The Orlando allows for all of these options, with the second and third rows of seats folding down independently to allow for a range of interior layouts, including a completely flat load area.
The second row of seats can fold-and-tumble for ease of access to the third row of seats.
With both the second and third rows of seats folded down, the capacity of the Orlando is 1 499 litres. Loaded to the window line the capacity is 856 litres.
Other storage spaces include cup and coin holders for the front seat occupants, as well as document and bottle holders incorporated into the front and rear door side panels. A number of individual compartments are placed in the cargo area as well.

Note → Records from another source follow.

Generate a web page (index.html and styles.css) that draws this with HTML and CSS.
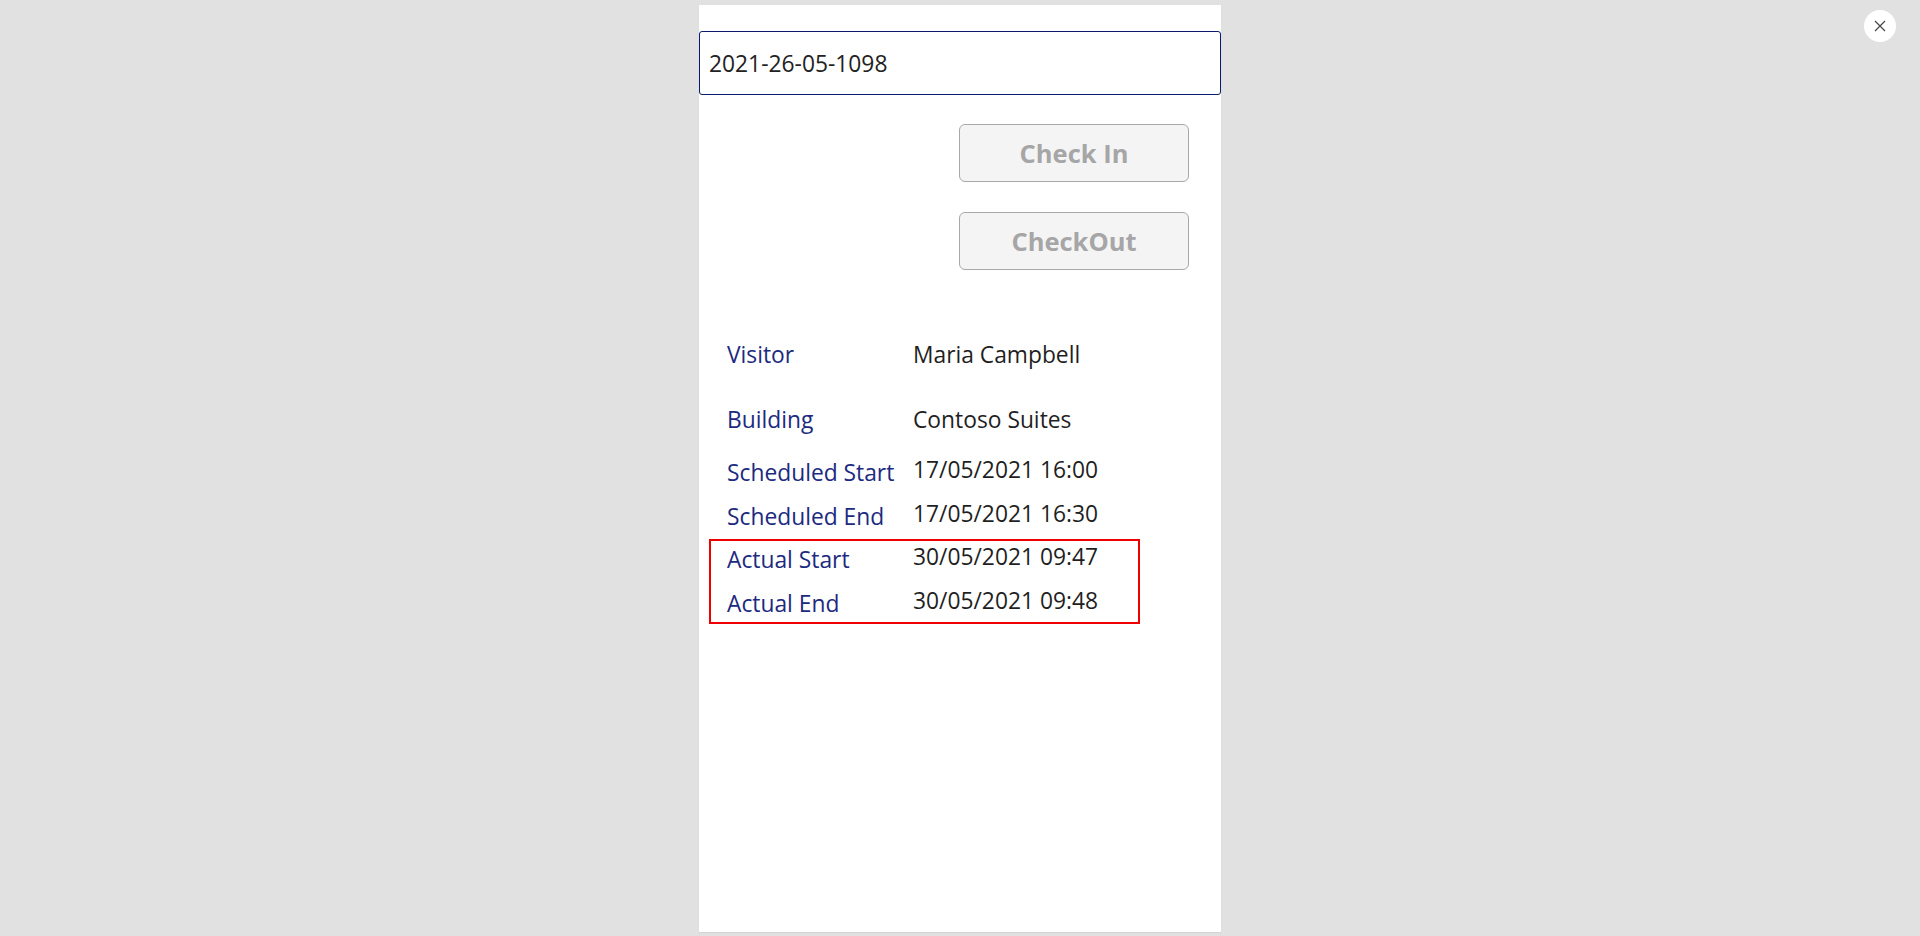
FILE: index.html
```html
<!DOCTYPE html>
<html lang="en">
<head>
<meta charset="utf-8">
<title>Visitor Check In</title>
<link rel="stylesheet" href="styles.css">
</head>
<body>
  <main class="panel">
    <div class="search">2021-26-05-1098</div>
    <div class="actions">
      <button class="btn" type="button">Check In</button>
      <button class="btn" type="button">CheckOut</button>
    </div>
    <section class="details">
      <div class="row row-visitor">
        <span class="label">Visitor</span>
        <span class="value">Maria Campbell</span>
      </div>
      <div class="row row-building">
        <span class="label">Building</span>
        <span class="value">Contoso Suites</span>
      </div>
      <div class="row row-sched">
        <span class="label">Scheduled Start</span>
        <span class="value raised">17/05/2021 16:00</span>
      </div>
      <div class="row row-tight">
        <span class="label">Scheduled End</span>
        <span class="value raised">17/05/2021 16:30</span>
      </div>
      <div class="highlight">
        <div class="row">
          <span class="label">Actual Start</span>
          <span class="value raised">30/05/2021 09:47</span>
        </div>
        <div class="row row-tight">
          <span class="label">Actual End</span>
          <span class="value raised">30/05/2021 09:48</span>
        </div>
      </div>
    </section>
  </main>
  <button class="close" type="button" aria-label="Close">
    <svg width="12" height="12" viewBox="0 0 12 12" aria-hidden="true">
      <path d="M1 1 L11 11 M11 1 L1 11" stroke="#444" stroke-width="1.2" fill="none"/>
    </svg>
  </button>
</body>
</html>
```

FILE: styles.css
```css
html, body {
  margin: 0;
  padding: 0;
}

body {
  background: #e1e1e1;
  height: 936px;
  overflow: hidden;
  display: flex;
  justify-content: center;
  align-items: flex-start;
  padding-top: 5px;
  box-sizing: border-box;
  font-family: "Open Sans", "Liberation Sans", sans-serif;
}

.panel {
  width: 522px;
  height: 927px;
  background: #ffffff;
  box-shadow: 0 1px 1px rgba(0, 0, 0, 0.06);
  padding-top: 26px;
  box-sizing: border-box;
  display: flex;
  flex-direction: column;
}

.search {
  height: 64px;
  border: 1px solid #0b1a6e;
  border-radius: 3px;
  box-sizing: border-box;
  padding-left: 9px;
  display: flex;
  align-items: center;
  font-size: 22.8px;
  color: #222222;
}

.actions {
  display: flex;
  flex-direction: column;
  align-items: flex-end;
  gap: 30px;
  padding-right: 32px;
  margin-top: 29px;
}

.btn {
  width: 230px;
  height: 58px;
  background: #f4f4f4;
  border: 1px solid #a8a8a8;
  border-radius: 6px;
  font-family: "Open Sans", "Liberation Sans", sans-serif;
  font-weight: 700;
  font-size: 25.5px;
  color: #a6a6a6;
  padding: 0;
  display: flex;
  align-items: center;
  justify-content: center;
}

.details {
  margin-top: 69px;
  display: flex;
  flex-direction: column;
  padding-left: 10px;
}

.row {
  display: grid;
  grid-template-columns: 186px 1fr;
  align-items: start;
  font-size: 22.8px;
  line-height: 32px;
  padding-left: 18px;
}

.label {
  color: #1c2a80;
  white-space: nowrap;
}

.value {
  color: #1f1f1f;
  white-space: nowrap;
}

.value.raised {
  margin-top: -3px;
}

.row-building {
  margin-top: 33px;
}

.row-sched {
  margin-top: 21px;
}

.row-tight {
  margin-top: 12px;
}

.highlight {
  margin-top: 6px;
  width: 431px;
  box-sizing: border-box;
  border: 2px solid #ee0000;
  padding: 3px 0 2px 0;
}

.highlight .row {
  padding-left: 16px;
}

.close {
  position: absolute;
  top: 10px;
  right: 24px;
  width: 32px;
  height: 32px;
  border-radius: 50%;
  background: #ffffff;
  border: none;
  padding: 0;
  display: flex;
  align-items: center;
  justify-content: center;
}
```
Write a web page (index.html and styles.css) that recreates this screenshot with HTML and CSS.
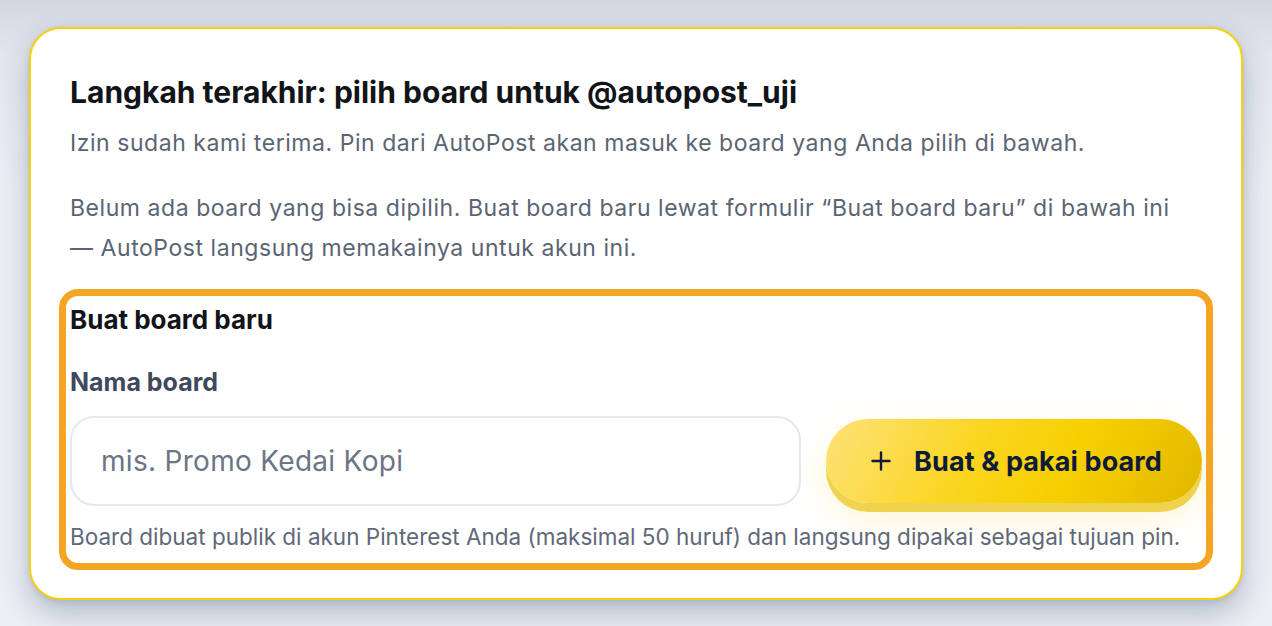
FILE: index.html
```html
<!DOCTYPE html>
<html lang="id">
<head>
<meta charset="utf-8">
<title>Pilih board</title>
<link rel="stylesheet" href="styles.css">
</head>
<body>
<div class="page">
  <div class="card">
    <h1 class="title">Langkah terakhir: pilih board untuk @autopost_uji</h1>
    <p class="lead">Izin sudah kami terima. Pin dari AutoPost akan masuk ke board yang Anda pilih di bawah.</p>
    <p class="note">Belum ada board yang bisa dipilih. Buat board baru lewat formulir “Buat board baru” di bawah ini —&nbsp;AutoPost langsung memakainya untuk akun ini.</p>
    <section class="create">
      <h2 class="create-title">Buat board baru</h2>
      <label class="label" for="board-name">Nama board</label>
      <div class="row">
        <input id="board-name" class="input" type="text" placeholder="mis. Promo Kedai Kopi">
        <button class="btn" type="button">
          <svg class="btn-icon" viewBox="0 0 20 20" width="20" height="20" aria-hidden="true"><path d="M10 1.5v17M1.5 10h17" stroke="currentColor" stroke-width="2.4" stroke-linecap="round" fill="none"/></svg>
          <span>Buat &amp; pakai board</span>
        </button>
      </div>
      <p class="help">Board dibuat publik di akun Pinterest Anda (maksimal 50 huruf) dan langsung dipakai sebagai tujuan pin.</p>
    </section>
  </div>
</div>
</body>
</html>
```
FILE: styles.css
```css
* { box-sizing: border-box; }
html, body { margin: 0; height: 100%; }
body {
  font-family: Inter, "Noto Sans", "Liberation Sans", sans-serif;
  background: linear-gradient(180deg, #d2d7e1 0px, #e3e7ef 60px, #eceff5 200px);
  color: #111418;
}
.page {
  padding: 27px 29px 28px;
}
.card {
  background: #fff;
  border: 2px solid #f7d00c;
  border-radius: 32px;
  padding: 45px 39px 39px;
  box-shadow: 0 14px 30px rgba(40, 56, 90, 0.28), 0 2px 6px rgba(40, 56, 90, 0.12);
}
.title {
  margin: 0;
  font-size: 30px;
  font-weight: 700;
  line-height: 36px;
  letter-spacing: 0;
  color: #111418;
}
.lead, .note {
  margin: 0;
  font-size: 23px;
  line-height: 40px;
  color: #5b6473;
  letter-spacing: 0.55px;
}
.lead { margin-top: 13px; }
.note { margin-top: 25px; }
.create {
  margin-top: 32px;
  border-radius: 8px;
  outline: 7px solid #f5a524;
  outline-offset: 4px;
  padding: 0 0 7px;
}
.create-title {
  margin: 0;
  font-size: 26px;
  font-weight: 700;
  line-height: 40px;
  color: #111418;
}
.label {
  display: block;
  margin-top: 27px;
  font-size: 25px;
  font-weight: 700;
  line-height: 30px;
  color: #3e4a5c;
}
.row {
  display: flex;
  align-items: flex-start;
  gap: 25px;
  margin-top: 19px;
}
.input {
  flex: 1;
  min-width: 0;
  height: 90px;
  border: 2px solid #e3e8f1;
  border-radius: 24px;
  padding: 0 29px;
  font-family: inherit;
  font-size: 28px;
  letter-spacing: 0.3px;
  color: #111418;
  background: #fff;
  outline: none;
}
.input::placeholder { color: #6b7585; }
.btn {
  flex: 0 0 376px;
  height: 84px;
  margin-top: 3px;
  border: none;
  border-radius: 42px;
  background: linear-gradient(120deg, #fde27a 0%, #fbd51e 40%, #f6cf00 65%, #e2b700 100%);
  box-shadow: 0 9px 0 #efd24e, 0 14px 40px rgba(250, 210, 40, 0.22);
  color: #0d1b38;
  font-family: inherit;
  font-size: 27px;
  font-weight: 700;
  letter-spacing: 0.1px;
  display: flex;
  align-items: center;
  justify-content: center;
  gap: 23px;
  padding: 0 0 0 5px;
  cursor: pointer;
}
.btn-icon { flex: none; }
.help {
  margin: 16px 0 0;
  font-size: 22.5px;
  line-height: 30px;
  color: #5f6878;
}
```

Perhaps the most ingenious of the storage areas is the one placed behind the facia of the audio system, accessible to both driver and front seat passenger. First seen as a gimmick on the original concept car, the Chevrolet interior design team have been able to integrate this feature into the production model as a reasonably large storage area, revealed by flipping up the face of the audio system.
This area is large enough for items such as an MP3 player, sunglasses, or a wallet. Placed in this storage area is an auxiliary jack for MP3 or iPod connectivity.
The Orlando has six airbags.
The vehicle is powered by a 1.8 l, 16-valve petrol engine with multipoint fuel injection – the same unit used in the Cruze.
Maximum power of 104 kW at 6 200 rpm, and peak torque of 176 Nm at 3 800 rpm.
Drive is via a five-speed manual transmission to the front wheels.
GM engineers measured fuel economy at 7.2 l/100 km for combined cycle operation, with carbon dioxide emissions at 171 g/km.
Two specification levels are available, namely LS and LT.
Standard items on the LS trim level include alloy wheels, power steering, height and depth adjustable steering wheel, air conditioner, power side mirrors, rear park assist, cruise control, ABS, electronic stability programme, traction control and brake assist.